**Exercise prompt**
Using the material below, copy every line where "document" appears.

--- begin ---

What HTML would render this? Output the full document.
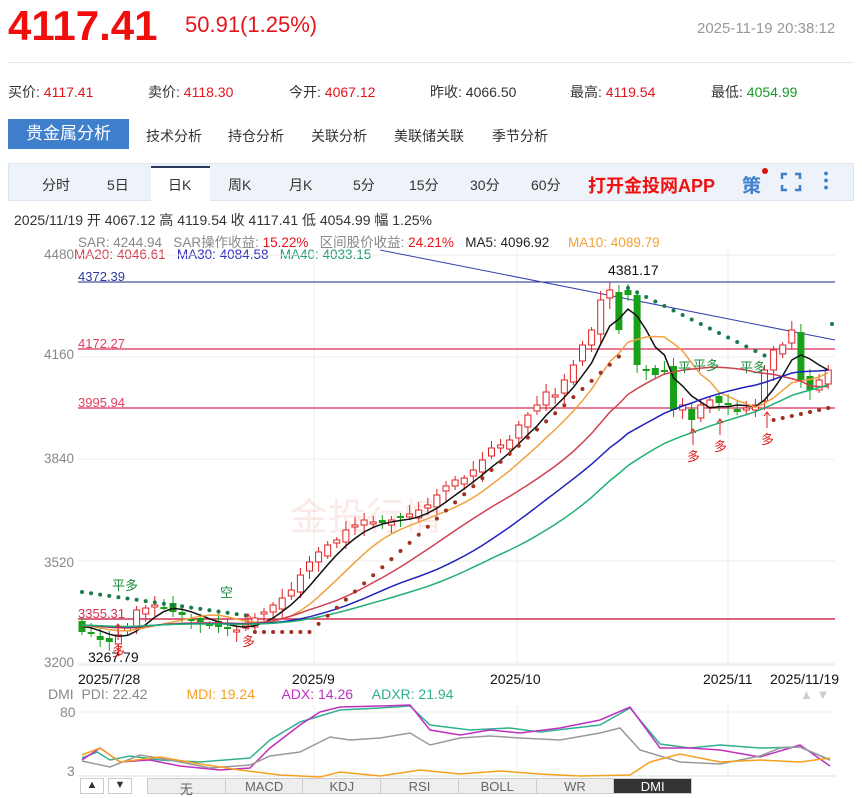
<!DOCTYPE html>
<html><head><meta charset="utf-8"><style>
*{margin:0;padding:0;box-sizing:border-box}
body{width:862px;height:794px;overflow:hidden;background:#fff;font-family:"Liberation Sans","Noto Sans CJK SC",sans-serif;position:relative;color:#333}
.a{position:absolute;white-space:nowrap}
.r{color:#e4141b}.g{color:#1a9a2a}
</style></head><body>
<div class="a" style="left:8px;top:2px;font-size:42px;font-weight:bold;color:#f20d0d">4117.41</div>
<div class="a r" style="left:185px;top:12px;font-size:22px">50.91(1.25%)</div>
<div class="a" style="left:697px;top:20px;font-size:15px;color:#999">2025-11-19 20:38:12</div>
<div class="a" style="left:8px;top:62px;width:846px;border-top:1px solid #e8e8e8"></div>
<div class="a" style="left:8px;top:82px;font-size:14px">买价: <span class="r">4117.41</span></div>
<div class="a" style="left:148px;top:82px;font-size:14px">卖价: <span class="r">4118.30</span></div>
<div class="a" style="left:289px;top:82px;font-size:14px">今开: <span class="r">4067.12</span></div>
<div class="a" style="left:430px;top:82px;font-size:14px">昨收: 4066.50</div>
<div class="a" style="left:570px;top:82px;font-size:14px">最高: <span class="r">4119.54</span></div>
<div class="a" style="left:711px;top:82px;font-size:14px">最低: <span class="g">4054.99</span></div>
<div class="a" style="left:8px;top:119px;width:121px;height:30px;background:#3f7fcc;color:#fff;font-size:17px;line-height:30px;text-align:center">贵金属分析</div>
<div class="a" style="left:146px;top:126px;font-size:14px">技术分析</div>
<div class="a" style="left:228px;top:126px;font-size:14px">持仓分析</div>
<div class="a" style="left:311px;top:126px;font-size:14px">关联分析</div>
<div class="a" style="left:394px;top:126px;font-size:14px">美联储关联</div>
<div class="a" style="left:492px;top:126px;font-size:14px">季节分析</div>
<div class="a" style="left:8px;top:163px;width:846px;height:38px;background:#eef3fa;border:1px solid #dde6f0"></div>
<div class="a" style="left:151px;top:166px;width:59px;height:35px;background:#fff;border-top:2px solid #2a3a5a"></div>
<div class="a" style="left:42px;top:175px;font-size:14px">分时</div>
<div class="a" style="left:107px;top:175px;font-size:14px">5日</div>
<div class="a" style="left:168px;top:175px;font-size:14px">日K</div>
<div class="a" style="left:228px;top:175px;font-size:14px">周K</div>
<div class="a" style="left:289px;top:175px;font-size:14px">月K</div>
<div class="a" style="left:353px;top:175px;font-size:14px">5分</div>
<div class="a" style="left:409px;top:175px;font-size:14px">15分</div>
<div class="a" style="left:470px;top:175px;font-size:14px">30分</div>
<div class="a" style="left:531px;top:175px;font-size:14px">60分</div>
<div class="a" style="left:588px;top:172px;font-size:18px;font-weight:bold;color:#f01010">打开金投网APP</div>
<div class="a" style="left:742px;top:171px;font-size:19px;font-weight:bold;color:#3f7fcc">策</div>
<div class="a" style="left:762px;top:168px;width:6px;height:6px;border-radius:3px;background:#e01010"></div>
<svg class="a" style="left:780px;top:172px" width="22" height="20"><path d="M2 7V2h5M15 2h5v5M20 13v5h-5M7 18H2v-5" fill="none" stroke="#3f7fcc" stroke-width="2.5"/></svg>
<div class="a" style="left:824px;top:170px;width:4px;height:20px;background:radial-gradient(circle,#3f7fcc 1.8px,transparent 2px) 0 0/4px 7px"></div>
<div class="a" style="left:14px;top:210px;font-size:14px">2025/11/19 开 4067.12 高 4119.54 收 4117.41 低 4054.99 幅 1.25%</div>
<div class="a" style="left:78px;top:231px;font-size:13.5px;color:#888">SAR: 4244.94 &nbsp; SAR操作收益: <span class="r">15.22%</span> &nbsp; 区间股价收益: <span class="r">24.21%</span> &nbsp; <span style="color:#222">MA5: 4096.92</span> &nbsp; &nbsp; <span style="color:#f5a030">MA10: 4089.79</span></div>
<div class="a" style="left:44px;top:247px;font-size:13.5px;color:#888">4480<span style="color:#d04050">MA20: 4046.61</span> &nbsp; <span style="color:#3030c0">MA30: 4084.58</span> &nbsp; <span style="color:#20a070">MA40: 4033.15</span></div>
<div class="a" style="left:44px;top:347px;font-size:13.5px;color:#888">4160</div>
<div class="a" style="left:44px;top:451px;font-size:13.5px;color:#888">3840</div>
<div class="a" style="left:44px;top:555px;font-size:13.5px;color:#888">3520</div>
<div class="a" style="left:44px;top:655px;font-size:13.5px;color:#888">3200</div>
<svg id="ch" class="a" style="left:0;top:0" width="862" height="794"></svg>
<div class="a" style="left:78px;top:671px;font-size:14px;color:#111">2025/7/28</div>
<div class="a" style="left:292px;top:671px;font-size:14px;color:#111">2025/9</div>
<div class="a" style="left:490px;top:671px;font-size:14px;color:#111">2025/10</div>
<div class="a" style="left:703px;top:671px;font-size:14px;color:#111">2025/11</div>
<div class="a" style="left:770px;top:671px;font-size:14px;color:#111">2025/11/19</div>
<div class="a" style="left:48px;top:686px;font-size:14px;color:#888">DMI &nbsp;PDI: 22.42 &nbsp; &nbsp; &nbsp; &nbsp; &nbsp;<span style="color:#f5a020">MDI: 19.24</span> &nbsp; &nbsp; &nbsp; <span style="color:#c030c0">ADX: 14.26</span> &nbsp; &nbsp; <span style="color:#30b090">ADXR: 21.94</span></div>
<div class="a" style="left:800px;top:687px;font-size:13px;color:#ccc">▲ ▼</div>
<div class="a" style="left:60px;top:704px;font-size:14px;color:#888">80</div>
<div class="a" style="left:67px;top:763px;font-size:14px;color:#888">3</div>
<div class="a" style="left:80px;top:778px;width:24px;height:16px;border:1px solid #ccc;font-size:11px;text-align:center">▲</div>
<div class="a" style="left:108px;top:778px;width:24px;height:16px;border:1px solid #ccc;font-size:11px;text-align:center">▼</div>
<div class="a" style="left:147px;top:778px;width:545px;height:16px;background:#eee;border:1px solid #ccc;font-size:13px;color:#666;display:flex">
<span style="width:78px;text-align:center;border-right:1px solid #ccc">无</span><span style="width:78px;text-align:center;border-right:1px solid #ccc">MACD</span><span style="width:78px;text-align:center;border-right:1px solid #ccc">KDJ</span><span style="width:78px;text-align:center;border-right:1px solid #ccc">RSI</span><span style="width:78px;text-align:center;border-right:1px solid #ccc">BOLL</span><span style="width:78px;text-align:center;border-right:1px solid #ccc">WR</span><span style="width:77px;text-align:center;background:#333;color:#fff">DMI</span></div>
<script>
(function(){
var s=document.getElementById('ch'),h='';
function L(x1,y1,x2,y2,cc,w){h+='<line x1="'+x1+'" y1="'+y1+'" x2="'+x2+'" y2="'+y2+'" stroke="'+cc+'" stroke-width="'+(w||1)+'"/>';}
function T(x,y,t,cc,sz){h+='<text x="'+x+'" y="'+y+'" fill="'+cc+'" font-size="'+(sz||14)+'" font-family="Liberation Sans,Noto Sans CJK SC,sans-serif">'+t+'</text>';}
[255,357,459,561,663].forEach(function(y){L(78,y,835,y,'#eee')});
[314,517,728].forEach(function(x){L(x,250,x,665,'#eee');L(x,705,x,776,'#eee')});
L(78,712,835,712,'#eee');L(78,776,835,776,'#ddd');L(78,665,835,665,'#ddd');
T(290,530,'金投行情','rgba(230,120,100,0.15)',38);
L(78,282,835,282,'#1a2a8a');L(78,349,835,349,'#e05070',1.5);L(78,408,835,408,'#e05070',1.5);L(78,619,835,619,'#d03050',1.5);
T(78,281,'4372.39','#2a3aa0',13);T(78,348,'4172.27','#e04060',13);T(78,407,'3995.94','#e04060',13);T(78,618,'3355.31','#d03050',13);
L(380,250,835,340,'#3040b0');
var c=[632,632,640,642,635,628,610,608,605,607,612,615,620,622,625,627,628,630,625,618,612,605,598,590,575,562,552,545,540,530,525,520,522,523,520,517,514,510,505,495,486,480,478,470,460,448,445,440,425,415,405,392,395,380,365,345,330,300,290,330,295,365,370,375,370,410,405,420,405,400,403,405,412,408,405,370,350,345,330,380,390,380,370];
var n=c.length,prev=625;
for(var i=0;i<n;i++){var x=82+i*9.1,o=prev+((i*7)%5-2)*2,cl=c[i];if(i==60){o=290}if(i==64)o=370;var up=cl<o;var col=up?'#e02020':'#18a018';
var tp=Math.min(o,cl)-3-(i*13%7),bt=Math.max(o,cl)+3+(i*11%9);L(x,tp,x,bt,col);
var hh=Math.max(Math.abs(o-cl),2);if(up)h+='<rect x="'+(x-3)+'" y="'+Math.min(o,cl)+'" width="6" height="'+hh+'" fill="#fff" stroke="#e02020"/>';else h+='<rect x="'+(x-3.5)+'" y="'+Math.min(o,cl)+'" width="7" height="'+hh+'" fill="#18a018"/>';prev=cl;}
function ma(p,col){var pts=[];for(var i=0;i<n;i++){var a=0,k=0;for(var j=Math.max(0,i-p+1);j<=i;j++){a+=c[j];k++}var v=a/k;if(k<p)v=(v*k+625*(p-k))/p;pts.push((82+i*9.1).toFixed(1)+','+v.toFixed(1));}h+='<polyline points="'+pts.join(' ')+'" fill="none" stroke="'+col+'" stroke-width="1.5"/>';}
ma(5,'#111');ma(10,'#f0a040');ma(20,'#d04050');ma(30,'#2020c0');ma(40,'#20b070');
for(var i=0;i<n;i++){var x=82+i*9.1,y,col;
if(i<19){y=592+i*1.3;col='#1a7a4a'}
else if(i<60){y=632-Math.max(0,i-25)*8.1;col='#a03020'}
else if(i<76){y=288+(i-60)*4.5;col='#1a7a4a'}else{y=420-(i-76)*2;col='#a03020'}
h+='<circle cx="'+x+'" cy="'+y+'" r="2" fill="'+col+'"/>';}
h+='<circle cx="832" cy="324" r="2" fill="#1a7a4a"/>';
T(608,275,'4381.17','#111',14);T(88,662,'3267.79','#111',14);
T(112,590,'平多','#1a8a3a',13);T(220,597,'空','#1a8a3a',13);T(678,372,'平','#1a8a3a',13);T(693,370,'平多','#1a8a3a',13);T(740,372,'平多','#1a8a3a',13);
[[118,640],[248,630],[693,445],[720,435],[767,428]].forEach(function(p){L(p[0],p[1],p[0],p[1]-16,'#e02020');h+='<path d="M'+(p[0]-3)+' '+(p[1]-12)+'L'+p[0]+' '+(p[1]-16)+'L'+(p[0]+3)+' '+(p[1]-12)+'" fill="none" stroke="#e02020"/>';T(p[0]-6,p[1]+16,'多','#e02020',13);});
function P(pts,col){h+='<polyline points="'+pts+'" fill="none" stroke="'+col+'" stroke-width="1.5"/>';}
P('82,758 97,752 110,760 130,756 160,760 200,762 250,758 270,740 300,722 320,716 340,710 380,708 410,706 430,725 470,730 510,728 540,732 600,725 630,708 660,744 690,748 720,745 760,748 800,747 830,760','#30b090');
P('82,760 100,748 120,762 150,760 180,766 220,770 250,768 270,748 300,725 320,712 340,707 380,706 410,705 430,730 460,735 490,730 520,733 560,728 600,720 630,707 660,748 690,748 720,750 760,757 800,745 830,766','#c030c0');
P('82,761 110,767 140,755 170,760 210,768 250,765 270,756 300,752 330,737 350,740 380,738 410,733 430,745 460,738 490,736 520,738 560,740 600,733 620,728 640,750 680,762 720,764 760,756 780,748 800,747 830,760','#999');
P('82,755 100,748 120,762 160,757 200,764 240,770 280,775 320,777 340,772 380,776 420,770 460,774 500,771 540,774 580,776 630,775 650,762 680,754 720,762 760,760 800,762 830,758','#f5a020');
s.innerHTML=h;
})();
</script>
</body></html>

--- end ---

**Complete answer**
What HTML would render this? Output the full document.
var s=document.getElementById('ch'),h='';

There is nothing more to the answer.